Regcession—why Americans aren’t feeling Obama’s “vigorous recovery”



Red State.com originally published this article President Obama is trying, according to CNN, to “convince voters of a vigorous recovery that a majority still doubts.” Describing comments the president made on October 2 at Northwestern University’s Kellogg School of Management in Chicago, CNN calls his attempt, the “political problem inherent in having to describe an economic recovery that many Americans still aren’t feeling.” The coverage points to polling data that shows the public still sees that the economy is “poor”—with 56 percent disapproving of how Obama has handled the economy.

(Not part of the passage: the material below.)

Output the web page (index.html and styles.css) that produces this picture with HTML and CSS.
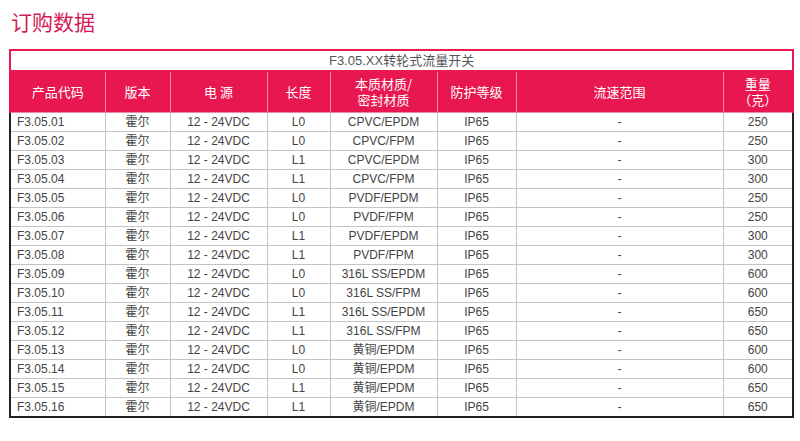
FILE: index.html
```html
<!DOCTYPE html>
<html lang="zh">
<head>
<meta charset="utf-8">
<link rel="stylesheet" href="styles.css">
</head>
<body>
<h1 class="page-title">订购数据</h1>
<table class="order">
  <colgroup>
    <col class="c1"><col class="c2"><col class="c3"><col class="c4"><col class="c5"><col class="c6"><col class="c7"><col class="c8">
  </colgroup>
  <thead>
    <tr class="cap"><td colspan="8">F3.05.XX转轮式流量开关</td></tr>
    <tr class="head">
      <th>产品代码</th><th>版本</th><th>电 源</th><th>长度</th><th><span class="ln">本质材质/</span><span class="ln">密封材质</span></th><th>防护等级</th><th>流速范围</th><th><span class="ln">重量</span><span class="ln">（克）</span></th>
    </tr>
  </thead>
  <tbody>
    <tr><td>F3.05.01</td><td>霍尔</td><td>12 - 24VDC</td><td>L0</td><td>CPVC/EPDM</td><td>IP65</td><td>-</td><td>250</td></tr>
    <tr><td>F3.05.02</td><td>霍尔</td><td>12 - 24VDC</td><td>L0</td><td>CPVC/FPM</td><td>IP65</td><td>-</td><td>250</td></tr>
    <tr><td>F3.05.03</td><td>霍尔</td><td>12 - 24VDC</td><td>L1</td><td>CPVC/EPDM</td><td>IP65</td><td>-</td><td>300</td></tr>
    <tr><td>F3.05.04</td><td>霍尔</td><td>12 - 24VDC</td><td>L1</td><td>CPVC/FPM</td><td>IP65</td><td>-</td><td>300</td></tr>
    <tr><td>F3.05.05</td><td>霍尔</td><td>12 - 24VDC</td><td>L0</td><td>PVDF/EPDM</td><td>IP65</td><td>-</td><td>250</td></tr>
    <tr><td>F3.05.06</td><td>霍尔</td><td>12 - 24VDC</td><td>L0</td><td>PVDF/FPM</td><td>IP65</td><td>-</td><td>250</td></tr>
    <tr><td>F3.05.07</td><td>霍尔</td><td>12 - 24VDC</td><td>L1</td><td>PVDF/EPDM</td><td>IP65</td><td>-</td><td>300</td></tr>
    <tr><td>F3.05.08</td><td>霍尔</td><td>12 - 24VDC</td><td>L1</td><td>PVDF/FPM</td><td>IP65</td><td>-</td><td>300</td></tr>
    <tr><td>F3.05.09</td><td>霍尔</td><td>12 - 24VDC</td><td>L0</td><td>316L SS/EPDM</td><td>IP65</td><td>-</td><td>600</td></tr>
    <tr><td>F3.05.10</td><td>霍尔</td><td>12 - 24VDC</td><td>L0</td><td>316L SS/FPM</td><td>IP65</td><td>-</td><td>600</td></tr>
    <tr><td>F3.05.11</td><td>霍尔</td><td>12 - 24VDC</td><td>L1</td><td>316L SS/EPDM</td><td>IP65</td><td>-</td><td>650</td></tr>
    <tr><td>F3.05.12</td><td>霍尔</td><td>12 - 24VDC</td><td>L1</td><td>316L SS/FPM</td><td>IP65</td><td>-</td><td>650</td></tr>
    <tr><td>F3.05.13</td><td>霍尔</td><td>12 - 24VDC</td><td>L0</td><td>黄铜/EPDM</td><td>IP65</td><td>-</td><td>600</td></tr>
    <tr><td>F3.05.14</td><td>霍尔</td><td>12 - 24VDC</td><td>L0</td><td>黄铜/EPDM</td><td>IP65</td><td>-</td><td>600</td></tr>
    <tr><td>F3.05.15</td><td>霍尔</td><td>12 - 24VDC</td><td>L1</td><td>黄铜/EPDM</td><td>IP65</td><td>-</td><td>650</td></tr>
    <tr><td>F3.05.16</td><td>霍尔</td><td>12 - 24VDC</td><td>L1</td><td>黄铜/EPDM</td><td>IP65</td><td>-</td><td>650</td></tr>
  </tbody>
</table>
</body>
</html>
```
FILE: styles.css
```css
html, body {
  margin: 0;
  padding: 0;
  background: #fff;
}
body {
  font-family: "Liberation Sans", "Noto Sans CJK SC", sans-serif;
  color: #333;
  padding: 10px 0 0 9px;
}
.page-title {
  margin: 0 0 16px 2px;
  font-family: "Noto Sans CJK SC", sans-serif;
  font-weight: 400;
  font-size: 21px;
  line-height: 23px;
  color: #d41a55;
}
.order {
  border-collapse: collapse;
  table-layout: fixed;
  width: 783px;
  font-size: 12px;
}
.c1 { width: 95px; }
.c2 { width: 65px; }
.c3 { width: 97px; }
.c4 { width: 63px; }
.c5 { width: 107px; }
.c6 { width: 79px; }
.c7 { width: 207px; }
.c8 { width: 70px; }

.cap td {
  height: 19px;
  padding: 0;
  border: 2px solid #e81a52;
  text-align: center;
  font-size: 13px;
  color: #555;
  line-height: 19px;
}
.head th {
  height: 40px;
  padding: 0;
  background: #e8174f;
  color: #fff;
  font-family: "Noto Sans CJK SC", sans-serif;
  font-weight: 400;
  font-size: 13px;
  line-height: 16px;
  border: 1px solid #ef8aa3;
  border-top: 0;
}
.head th .ln {
  display: block;
  height: 16px;
  overflow: visible;
}
.head th:first-child { border-left: 2px solid #e8174f; }
.head th:last-child { border-right: 2px solid #e8174f; }

tbody td {
  height: 18px;
  padding: 0;
  border: 1px solid #c4c4c4;
  text-align: center;
  line-height: 18px;
  color: #444;
  white-space: nowrap;
}
tbody td:first-child {
  text-align: left;
  padding-left: 6px;
  border-left: 2px solid #222;
}
tbody td:last-child { border-right: 2px solid #222; }
tbody tr:last-child td { border-bottom: 2px solid #222; }
```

Perhaps people are beginning to sense what a new documentary makes clear. We may not officially be in a recession, as some numbers have ticked slightly up, but people, as CNN pointed out, aren’t feeling it. What are they feeling? Higher electricity rates at home, plant closures, and jobs being sent overseas, while few new jobs are being created at home. On a recent radio interview, a caller told me that companies shouldn’t be allowed to move their business—and the jobs previously held by Americans—overseas. He wanted laws passed that prevented closing an American plant and reopening in China, hiring the locals. I believe laws can be passed that would slow, what Ross Perot called, the “giant sucking sound”—the sound of jobs and economic growth being sucked from America to Mexico, China, or some other country that makes it easier to do business. Instead of controlling whether or not a company can do what is best for its bottom line, wouldn’t it be better to make America the best business environment?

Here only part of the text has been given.